Scientific classification
- Kingdom: Plantae
- Clade: Tracheophytes
- Clade: Gymnospermae
- Division: Pinophyta
- Class: Pinopsida
- Order: Cupressales
- Family: Cupressaceae
- Genus: Juniperus
- Species: J. taxifolia
- Binomial name: Juniperus taxifolia Hook. & Arn.

= Juniperus taxifolia =

- Authority: Hook. & Arn.
- Conservation status: NT

Species of conifer

Juniperus taxifolia (Bonin Islands juniper; Japanese: シマムロ Shimamuro) is a species of juniper, endemic to the Bonin Islands southeast of Japan.

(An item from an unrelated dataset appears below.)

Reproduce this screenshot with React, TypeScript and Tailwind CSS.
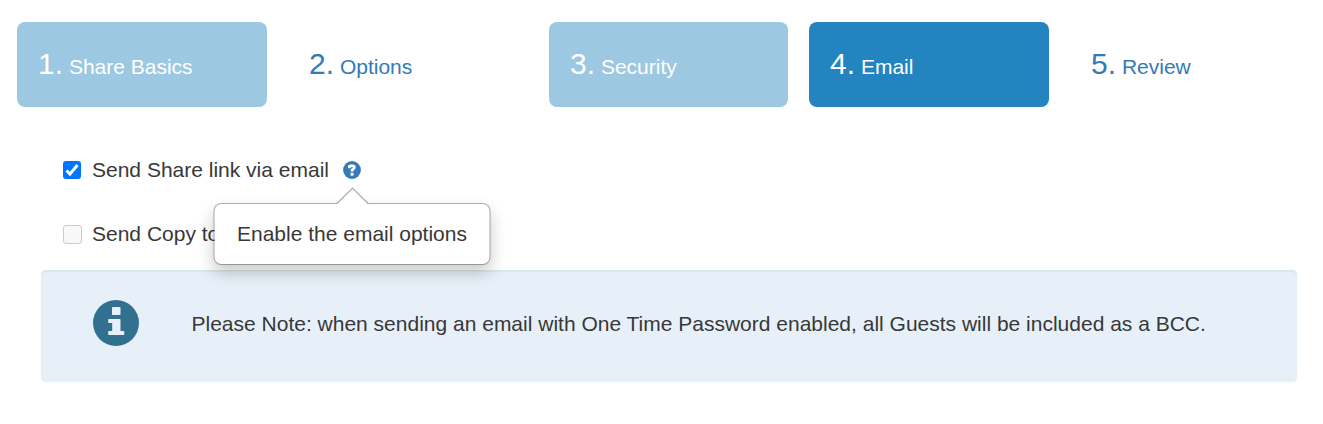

It is an evergreen coniferous shrub growing to a height of 1–3 m (rarely a small tree to 13 m tall). The leaves are needle-like, in whorls of three, light green, 7–14 mm long and 1-1.5 mm broad, with a double white stomatal band (split by a green midrib) on the inner surface. It is dioecious, with separate male and female plants. The seed cones are berry-like, green ripening in 18 months to reddish-brown with a variable light waxy coating; they are spherical, 8–10 mm diameter, and have six or nine fused scales in two or three whorls of three; the three larger scales each with a single seed. The seeds are dispersed when birds eat the cones, digesting the fleshy scales and passing the hard seeds in their droppings. The pollen cones are yellow, 5 mm long.

Some authors include Juniperus lutchuensis from the Ryukyu Islands in J. taxifolia as a synonym, or variety, while others treat it as a distinct species as it has a distinct DNA profile.

Its conservation status, previously given as Data Deficient, is now listed as Vulnerable.